JP Cooper

JP Cooper has done the legwork. Many years in bands in and around his Manchester hometown. Multiple songs written on his own and with a variety of collaborators, a couple of which became global hits-that-will-not-die: Perfect Strangers with Jonas Blue, Over 2 billion worldwide streams, and his own September Song, which is now closing in on 1 billion worldwide streams and numerous songs in the 100’s of millions. It’s an international solo career built on pure songcraft.

And he’s done the business. The singer-songwriter’s 2017 debut album Raised Under Grey Skies has sold in old-fashioned numbers: one and a half million copies at time of writing. His 10 million monthly Spotify listeners have contributed to a grand – very grand – total of over five billion total streams and counting.

“My early EP`s and my first album reached so many people on a personal level,” he reflects, “so they’ve built a relationship with them – and even now they keep doing their thing which is great. The pop songs just blew everything wide open and took me on a journey that I never expected to be on. Don’t get me wrong, it was an amazing time, I consider myself fortunate and I appreciate all the opportunities that came with it, but I was definitely unprepared! [laughs]

JP had a productive few years following the release of his debut album. He released the global hit song, Sing It With Me, collaborated with a wide variety of artists including Bugsy Malone, Gabrielle Aplin, Swiss Hip Hop legend Stress, French-Lebonese Jazz trumpet superstar Ibrahim Maalouf and Stef LonDon and released the hugely successful Too Close EP. He played sold out shows in numerous countries whilst all the time writing new material for himself and other artists.

Then Covid came along and everything stopped…

“It was a trying time, but thankfully it gave me the time to really pull myself together. A big thing for me during that period was to take stock of where I’d been and where I was going,” he continues. “Up until then, I’d really been working from a place of survival. I’d never reset, so all my decisions were made from that place. But I realised I wasn’t in that place anymore. I could make creative decisions and be bolder with them, not be so fearful, not worry too much about it from the industry side. I’d earned my stripes.

“So, it was nice to have that new mindset, and make music from that position.”

Opening the curtain on that new album [SHE] was the single Holy Water, a rootsy, gospel-tinged stomping hymn to family and the difficulties that can arise therein, a bold opening statement that was more akin to his original material than the later pop infused tracks that had made him ‘famous’

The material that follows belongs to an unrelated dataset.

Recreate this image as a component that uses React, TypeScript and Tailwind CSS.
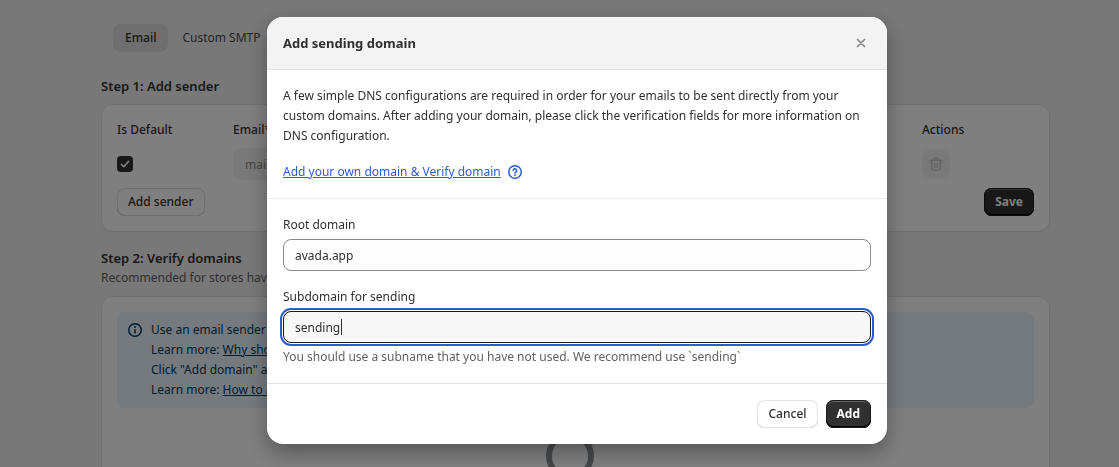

“I’ve got deep roots in gospel music, real musicianship and playing in bands, so I wanted to make that statement with this single. I don’t want to try and emulate pop stars. Because I’m not a pop

star. I’ve stepped into that world and it felt like a badly fitting jacket. But this felt more like me. It felt more about the record as a whole.”

His Sophomore album, SHE, is out now, it’s that paradoxical thing: a collection of songs that hangs together as an album, that tells a story, but that’s also rich in standalone tracks the each ignite a moment. It’s the sound of an artist developing, stretching and reaching, both inwards and outwards.

He’s done the legwork, done the business and done the hardest thing. Now JP Cooper has done himself proud. “And I’m only just getting started,” he promises.